Eva Kor, była więźniarka niemieckiego obozu koncentracyjnego Auschwitz, podała rękę oskarżonemu esesmanowi Oskarowi Groeningowi w czasie jego procesu przed sądem w Lueneburgu. 93-letni były strażnik odpowiada za pomocnictwo w zamordowaniu 300 tys. osób.

Przebaczyłam nazistom - powiedziała Kor, informując dziennikarzy o swoim geście. Moje przebaczenie nie oznacza uniewinnienia sprawców - zastrzegła 81-letnia kobieta, która wraz ze swoją siostrą bliźniaczką była poddawana w obozie  pseudomedycznym eksperymentom. Jej pozostała rodzina została zamordowana w Birkenau. 

Prokuratura zarzuca Oskarowi Groeningowi, że będąc członkiem Waffen-SS, pełnił służbę w KL Auschwitz latem 1944 roku, gdy do obozu deportowano ok. 425 tys. Żydów z Węgier, z czego co najmniej 300 tys. niemal natychmiast uśmiercono w komorach gazowych Birkenau.

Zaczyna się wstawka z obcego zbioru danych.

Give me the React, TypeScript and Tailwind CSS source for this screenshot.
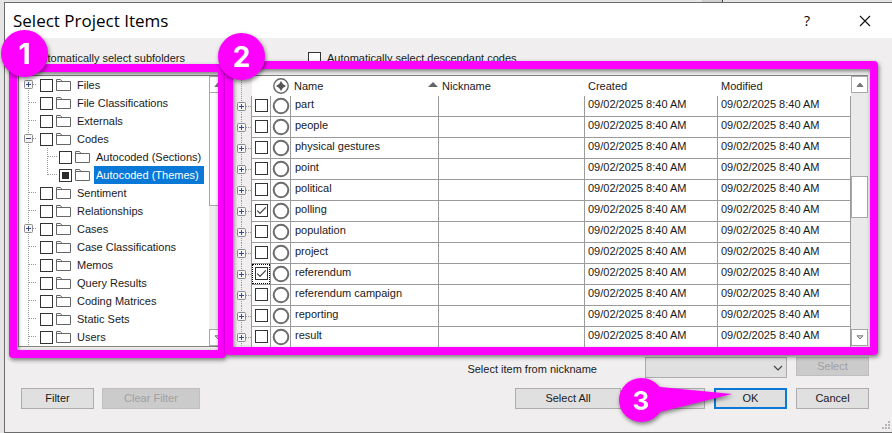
import React from "react";

type TreeNode = {
  label: string;
  expander?: "plus" | "minus";
  child?: boolean;
  last?: boolean;
  partial?: boolean;
};

const TREE: TreeNode[] = [
  { label: "Files", expander: "plus" },
  { label: "File Classifications" },
  { label: "Externals" },
  { label: "Codes", expander: "minus" },
  { label: "Autocoded (Sections)", child: true },
  { label: "Autocoded (Themes)", child: true, last: true, partial: true },
  { label: "Sentiment" },
  { label: "Relationships" },
  { label: "Cases", expander: "plus" },
  { label: "Case Classifications" },
  { label: "Memos" },
  { label: "Query Results" },
  { label: "Coding Matrices" },
  { label: "Static Sets" },
  { label: "Users" },
];

const CODES: { name: string; checked?: boolean; focused?: boolean }[] = [
  { name: "part" },
  { name: "people" },
  { name: "physical gestures" },
  { name: "point" },
  { name: "political" },
  { name: "polling", checked: true },
  { name: "population" },
  { name: "project" },
  { name: "referendum", checked: true, focused: true },
  { name: "referendum campaign" },
  { name: "reporting" },
  { name: "result" },
];

const STAMP = "09/02/2025 8:40 AM";

function Tick({ label, checked, partial }: { label?: string; checked?: boolean; partial?: boolean }) {
  return (
    <span className="grid size-[13px] shrink-0">
      <input
        type="checkbox"
        aria-label={label}
        defaultChecked={checked}
        className="peer col-start-1 row-start-1 size-[13px] appearance-none border border-[#333] bg-white"
      />
      {partial && <span className="pointer-events-none col-start-1 row-start-1 m-[3px] bg-[#2b2b2b]" />}
      <svg
        viewBox="0 0 13 13"
        className="pointer-events-none invisible col-start-1 row-start-1 size-[13px] peer-checked:visible"
      >
        <path d="M2.3 6.6 5 9.4 10.8 3.4" fill="none" stroke="#444" strokeWidth="1.3" />
      </svg>
    </span>
  );
}

function ExpanderBox({ x, y, kind }: { x: number; y: number; kind: "plus" | "minus" }) {
  return (
    <g>
      <rect x={x - 4} y={y - 4} width="8" height="8" rx="1" fill="#f4f4f4" stroke="#8c8c8c" />
      <path d={`M${x - 2.5} ${y}h5`} stroke="#3c4a8c" />
      {kind === "plus" && <path d={`M${x} ${y - 2.5}v5`} stroke="#3c4a8c" />}
    </g>
  );
}

function Gutter({ node, first }: { node: TreeNode; first: boolean }) {
  const drawing = (
    <svg viewBox="0 0 21 18" className="h-[18px] w-[21px]" fill="none">
      <path d={`M9.5 ${first ? 8 : 0}V18`} stroke="#9a9a9a" strokeDasharray="1 1" />
      {!node.child && <path d="M10 8.5H18" stroke="#9a9a9a" strokeDasharray="1 1" />}
      {node.expander && <ExpanderBox x={9.5} y={8.5} kind={node.expander} />}
    </svg>
  );
  return node.expander ? (
    <button type="button" aria-label={`Toggle ${node.label}`} className="shrink-0">
      {drawing}
    </button>
  ) : (
    <span className="shrink-0">{drawing}</span>
  );
}

function Folder() {
  return (
    <svg viewBox="0 0 16 13" className="h-[13px] w-[16px] shrink-0" fill="none" stroke="#666">
      <path d="M.5 11.5V.5H4.5L6 2.5H14.5V11.5ZM.5 2.5H6" />
    </svg>
  );
}

function TreeRow({ node, first }: { node: TreeNode; first: boolean }) {
  return (
    <li className="flex h-[18px] items-center">
      <Gutter node={node} first={first} />
      {node.child && (
        <svg viewBox="0 0 19 18" className="h-[18px] w-[19px] shrink-0" fill="none">
          <path d={`M7.5 0V${node.last ? 9 : 18}M8 8.5H17`} stroke="#9a9a9a" strokeDasharray="1 1" />
        </svg>
      )}
      <label className="flex h-full items-center">
        <Tick partial={node.partial} />
        <span className="ml-[3px]">
          <Folder />
        </span>
        <span
          className={`ml-[3px] h-full px-[2px] whitespace-nowrap leading-[18px] ${
            node.partial ? "bg-[#0a78d7] pr-[5px] text-white" : ""
          }`}
        >
          {node.label}
        </span>
      </label>
    </li>
  );
}

function ScrollButton({ dir }: { dir: "up" | "down" }) {
  return (
    <button
      type="button"
      aria-label={`Scroll ${dir}`}
      className="grid h-[17px] w-[17px] shrink-0 place-items-center border border-[#a8a8a8] bg-white"
    >
      <svg viewBox="0 0 8 5" className="h-[5px] w-[8px]">
        <path
          d={dir === "up" ? "M1 4.5 4 1 7 4.5Z" : "M1 .8H7L4 4Z"}
          fill={dir === "up" ? "#777" : "#ddd"}
          stroke="#777"
        />
      </svg>
    </button>
  );
}

function Frame({ className }: { className: string }) {
  return (
    <div
      aria-hidden="true"
      className={`pointer-events-none absolute rounded-[4px] border-8 border-[#ff00ff] drop-shadow-[1px_2px_2px_rgba(0,0,0,0.5)] ${className}`}
    />
  );
}

function Badge({ n, className }: { n: number; className: string }) {
  return (
    <div
      className={`pointer-events-none absolute z-20 grid size-[47px] place-items-center rounded-full bg-[#ff00ff] font-['Inter',sans-serif] text-[28px] font-bold text-white shadow-[1px_2px_4px_rgba(0,0,0,0.5)] ${className}`}
    >
      {n}
    </div>
  );
}

function Action({ children, className }: { children?: React.ReactNode; className: string }) {
  return (
    <button type="button" className={`h-[21px] shrink-0 ${className}`}>
      {children}
    </button>
  );
}

const PLAIN = "border border-[#adadad] bg-[#e1e0e1]";
const DIMMED = "border border-[#bfbfbf] bg-[#cccbcc] text-[#a0a0a0]";

export default function App() {
  return (
    <div className="overflow-hidden bg-[#e6e5e6] pl-[4px] font-['Liberation_Sans',Arial,sans-serif] text-[11px] text-[#1a1a1a]">
      <div className="flex h-[2px] justify-end pr-[169px]">
        <div className="w-[21px] border-r border-[#444] bg-[#cfcfcf]" />
      </div>
      <div className="border-y border-l border-[#6b6b6b] bg-[#f0eeef]">
        <header className="flex h-[35px] items-center bg-white pr-[18px] pl-[8px]">
          <h1 className="flex-1 font-['Open_Sans',sans-serif] text-[17px] text-black">Select Project Items</h1>
          <button type="button" aria-label="Help" className="mr-[46px] font-['Open_Sans',sans-serif] text-[14px] text-black">
            ?
          </button>
          <button type="button" aria-label="Close" className="grid size-[18px] place-items-center">
            <svg viewBox="0 0 12 12" className="size-[12px]">
              <path d="M1 1 11 11M11 1 1 11" stroke="#111" strokeWidth="1.1" />
            </svg>
          </button>
        </header>

        <main className="flex pr-[24px] pl-[13px]">
          <section className="mr-[8px] w-[207px] shrink-0">
            <div className="relative h-[37px] pt-[14px]">
              <label className="flex h-[13px] items-center gap-[2px] pl-px whitespace-nowrap">
                <Tick />
                <span>Automatically select subfolders</span>
              </label>
              <Badge n={1} className="top-[-8px] left-[-17px]" />
            </div>
            <div className="relative">
              <div className="flex border border-[#828282] bg-white">
                <ul className="min-w-0 flex-1">
                  {TREE.map((node, i) => (
                    <TreeRow key={node.label} node={node} first={i === 0} />
                  ))}
                </ul>
                <div className="flex w-[15px] shrink-0 flex-col bg-[#efeeef]">
                  <ScrollButton dir="up" />
                  <div className="h-[113px] w-[17px] border border-t-0 border-[#a8a8a8] bg-white" />
                  <div className="flex-1" />
                  <ScrollButton dir="down" />
                </div>
              </div>
              <Frame className="top-[-11px] right-[-1px] bottom-[-11px] left-[-9px]" />
            </div>
          </section>

          <section className="min-w-0 flex-1">
            <div className="relative h-[37px] pt-[14px] pl-[75px]">
              <label className="flex h-[13px] items-center gap-[6px] whitespace-nowrap">
                <Tick />
                <span>Automatically select descendant codes</span>
              </label>
              <Badge n={2} className="top-[-5px] left-[-15px]" />
            </div>
            <div className="relative">
              <div className="flex h-[273px] overflow-hidden border-t border-[#828282]">
                <table className="w-full min-w-0 flex-1 table-fixed border-separate border-spacing-0">
                  <colgroup>
                    <col className="w-[19px]" />
                    <col className="w-[19px]" />
                    <col className="w-[20px]" />
                    <col />
                    <col className="w-[146px]" />
                    <col className="w-[133px]" />
                    <col className="w-[133px]" />
                  </colgroup>
                  <thead>
                    <tr className="h-[20px] bg-white text-left">
                      <td className="bg-[#f0eeef] p-0">
                        <svg viewBox="0 0 19 20" className="block h-[20px] w-[19px]">
                          <path d="M8.5 0V20" stroke="#9a9a9a" strokeDasharray="1 1" />
                        </svg>
                      </td>
                      <td className="p-0" />
                      <td className="p-0">
                        <svg viewBox="0 0 16 16" className="mx-auto block size-[16px]">
                          <circle cx="8" cy="8" r="7.2" fill="none" stroke="#666" strokeWidth="1.4" />
                          <path d="M8 3 9.9 6.1 13 8 9.9 9.9 8 13 6.1 9.9 3 8 6.1 6.1Z" fill="#555" />
                        </svg>
                      </td>
                      <th className="p-0 pl-[3px] font-normal">
                        <span className="flex items-center justify-between pr-px">
                          Name
                          <svg viewBox="0 0 10 9" className="h-[9px] w-[10px]">
                            <path d="M0 5 5 0 10 5Z" fill="#666" />
                          </svg>
                        </span>
                      </th>
                      <th className="p-0 pl-[3px] font-normal">Nickname</th>
                      <th className="p-0 pl-[3px] font-normal">Created</th>
                      <th className="p-0 pl-[3px] font-normal">Modified</th>
                    </tr>
                  </thead>
                  <tbody>
                    {CODES.map((code) => (
                      <tr key={code.name} className="h-[21px] bg-white *:border-[#9b9b9b]">
                        <td className="border-r bg-[#f0eeef] p-0">
                          <button type="button" aria-label={`Expand ${code.name}`} className="block">
                            <svg viewBox="0 0 18 21" className="h-[21px] w-[18px]" fill="none">
                              <path d="M8.5 0V21M9 10.5H18" stroke="#9a9a9a" strokeDasharray="1 1" />
                              <ExpanderBox x={8.5} y={10.5} kind="plus" />
                            </svg>
                          </button>
                        </td>
                        <td className="border-r border-b p-0">
                          <div
                            className={`flex h-[20px] items-start justify-center pt-[3px] ${
                              code.focused ? "outline-1 -outline-offset-1 outline-dotted outline-black" : ""
                            }`}
                          >
                            <Tick label={code.name} checked={code.checked} />
                          </div>
                        </td>
                        <td className="border-r border-b p-0">
                          <svg viewBox="0 0 18 18" className="mx-auto block size-[18px]">
                            <circle cx="9" cy="9" r="7.3" fill="none" stroke="#6c6c6c" strokeWidth="2" />
                          </svg>
                        </td>
                        <td className="border-r border-b p-0 pb-[4px] pl-[4px] leading-[16px]">{code.name}</td>
                        <td className="border-r border-b p-0" />
                        <td className="border-r border-b p-0 pb-[4px] pl-[3px] leading-[16px]">{STAMP}</td>
                        <td className="border-r border-b p-0 pb-[4px] pl-[3px] leading-[16px]">{STAMP}</td>
                      </tr>
                    ))}
                  </tbody>
                </table>
                <div className="flex w-[17px] shrink-0 flex-col bg-[#ebeaeb]">
                  <ScrollButton dir="up" />
                  <div className="h-[83px]" />
                  <div className="h-[42px] border border-[#a8a8a8] bg-white" />
                  <div className="flex-1" />
                  <ScrollButton dir="down" />
                  <div className="h-[2px]" />
                </div>
              </div>
              <Frame className="top-[-14px] right-[-10px] bottom-[-7px] left-[-8px]" />
            </div>
          </section>
        </main>

        <footer className="pt-[9px] pr-[23px] pl-[16px]">
          <div className="flex items-start justify-end">
            <label htmlFor="nickname" className="mr-[48px] leading-[24px]">
              Select item from nickname
            </label>
            <span className="mr-[9px] grid w-[142px]">
              <select
                id="nickname"
                className="col-start-1 row-start-1 h-[21px] appearance-none border border-[#adadad] bg-[#e1e0e1]"
              />
              <svg
                viewBox="0 0 10 6"
                className="pointer-events-none col-start-1 row-start-1 mr-[4px] h-[6px] w-[10px] self-center justify-self-end"
              >
                <path d="M1 1 5 5 9 1" fill="none" stroke="#444" strokeWidth="1.2" />
              </svg>
            </span>
            <button type="button" className={`h-[19px] w-[73px] shrink-0 ${DIMMED}`}>
              Select
            </button>
          </div>
          <div className="flex pt-[7px]">
            <Action className={`mr-[8px] w-[73px] ${PLAIN}`}>Filter</Action>
            <Action className={`w-[98px] ${DIMMED}`}>Clear Filter</Action>
            <div className="relative ml-auto flex">
              <Action className={`w-[106px] ${PLAIN}`}>Select All</Action>
              <button type="button" aria-label="More selection options" className={`mr-[9px] ml-[8px] h-[21px] w-[76px] ${PLAIN}`} />
              <Action className="mr-[9px] w-[73px] border-2 border-[#0a78d7] bg-[#e1e0e1]">OK</Action>
              <Action className={`w-[73px] ${PLAIN}`}>Cancel</Action>
              <div className="pointer-events-none absolute top-[-10px] left-[104px] h-[44px] w-[114px] drop-shadow-[1px_2px_2px_rgba(0,0,0,0.5)]">
                <svg viewBox="0 0 114 44" className="absolute inset-0 h-[44px] w-[114px]">
                  <path
                    d="M22 0C30 0 35 3 41 9L113 16 41 34C37 40 30 44 22 44A22 22 0 0 1 22 0Z"
                    fill="#ff00ff"
                  />
                </svg>
                <div className="relative grid size-[44px] place-items-center font-['Inter',sans-serif] text-[26px] font-bold text-white">
                  3
                </div>
              </div>
            </div>
          </div>
          <div className="-mr-[23px] flex h-[23px] items-end justify-end pr-px pb-[2px]">
            <svg viewBox="0 0 9 9" className="size-[9px]" fill="#b5b5b5">
              <path d="M6 0h2v2h-2zM3 3h2v2h-2zM6 3h2v2h-2zM0 6h2v2h-2zM3 6h2v2h-2zM6 6h2v2h-2z" />
            </svg>
          </div>
        </footer>
      </div>
    </div>
  );
}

Zeznając pierwszego dnia procesu, były strażnik przyznał, że ponosi moralną winę z zbrodnie, i poprosił o przebaczenie.

Nazywany "buchalterem Auschwitz" Groening zabezpieczał majątek ofiar po ich przybyciu na rampę. Esesman przeszukiwał ponadto ubrania i rzeczy zamordowanych, rekwirując i rejestrując ukryte przez nich pieniądze i kosztowności.

Zdaniem prokuratury Groening przyczynił się swoją działalnością do sprawnego funkcjonowania systemu masowego zabijania więźniów. Jeżeli zostanie uznany za winnego, grozi mu kara co najmniej trzech lat pozbawienia wolności.

W środę Groening kontynuował zeznania. Potwierdził, że wiedział, co działo się w obozie, w którym pełnił służbę od 1942 roku. Mówił, że "pojemność komór gazowych i krematoriów była ograniczona". Chwalono się, że w ciągu doby można pozbyć się 5 000 ciał - dodał. Byłem jedynie małym podoficerem - podkreślał unterscharfuehrer SS (stopień odpowiadający plutonowemu w wojsku).